Entertainment
Netflix Plans Cyntoia Brown Documentary as Arkansas Woman Thrives After Similar Imprisonment
Netflix is planning a documentary on Cyntoia Brown who is expected to be released from prison next month . When Brown’s clemency made headlines last January, a young Arkansas wife and mother read about the 31-year-old Tennessee inmate imprisoned for killing the man who paid to have sex with her and was stunned. She, too, had been to prison as a teenager for killing a man who took advantage of her.

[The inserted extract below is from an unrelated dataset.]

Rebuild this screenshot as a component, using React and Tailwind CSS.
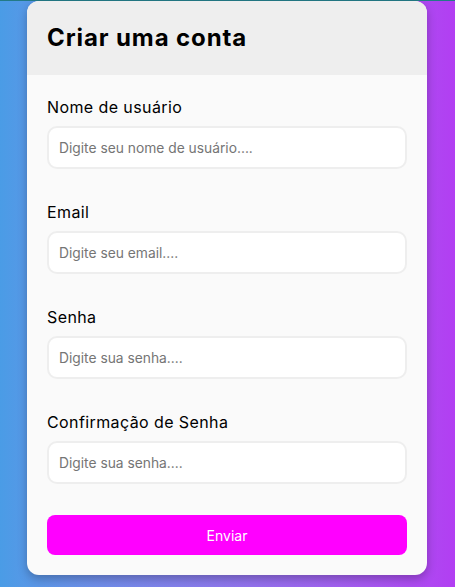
import React from "react";

const fields = [
  { label: "Nome de usuário", placeholder: "Digite seu nome de usuário....", type: "text" },
  { label: "Email", placeholder: "Digite seu email....", type: "email" },
  { label: "Senha", placeholder: "Digite sua senha....", type: "password" },
  { label: "Confirmação de Senha", placeholder: "Digite sua senha....", type: "password" },
];

export default function App() {
  return (
    <div
      className="min-h-screen border-t border-[#237a87] bg-gradient-to-r from-[#4a9ce6] to-[#b23ef2]"
      style={{ fontFamily: "Inter, 'Open Sans', sans-serif" }}
    >
      <div className="ml-[27px] w-[400px] overflow-hidden rounded-xl bg-[#fafafa] shadow-[0_4px_10px_rgba(0,0,0,0.25)]">
        <div className="flex h-[74px] items-center bg-[#eeeeee] px-5">
          <h1 className="text-[24px] font-bold tracking-[0.9px] text-black">Criar uma conta</h1>
        </div>

        <form className="px-5 pt-5 pb-5" onSubmit={(e) => e.preventDefault()}>
          {fields.map((f, i) => (
            <div key={i} className="mb-[31px]">
              <label className="mb-[7px] block text-[16px] leading-6 tracking-[0.4px] text-black">{f.label}</label>
              <input
                type={f.type}
                placeholder={f.placeholder}
                className="h-[43px] w-full rounded-[10px] border-2 border-[#eeeeee] bg-white px-[10px] text-[13.8px] text-black outline-none placeholder:text-[#757575]"
              />
            </div>
          ))}
          <button
            type="submit"
            className="h-[40px] w-full rounded-[8px] bg-[#ff00ff] text-[14px] text-white"
          >
            Enviar
          </button>
        </form>
      </div>
    </div>
  );
}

“When I first walked into Tucker Correctional Women’s facility…, I had been in county jail, I had been in jail, isolated from the general population for almost a year because I was a juvenile and could not be amongst the adults,” Demetria Thompson recalls. “The correctional staff and the inmates really took me under their wing and tried to show me the do’s and don’ts of prison life.”
Thompson and Brown have lived parallel lives. Both were teenagers without a safety net to protect them. Their circumstances cultivated a survival instinct that included hard choices involving their bodies and men.
The Christmas That Changed Everything
Thompson, who pulled the trigger out of despair, is now a wife, a mother, and a college graduate with two degrees. But those successes do not erase her memory of what happened in December 1995 when Thompson says Kenneth Kelly, or Killa as he was known, put a door jack under the front door to prevent her from leaving his apartment which only had one way in and one way out.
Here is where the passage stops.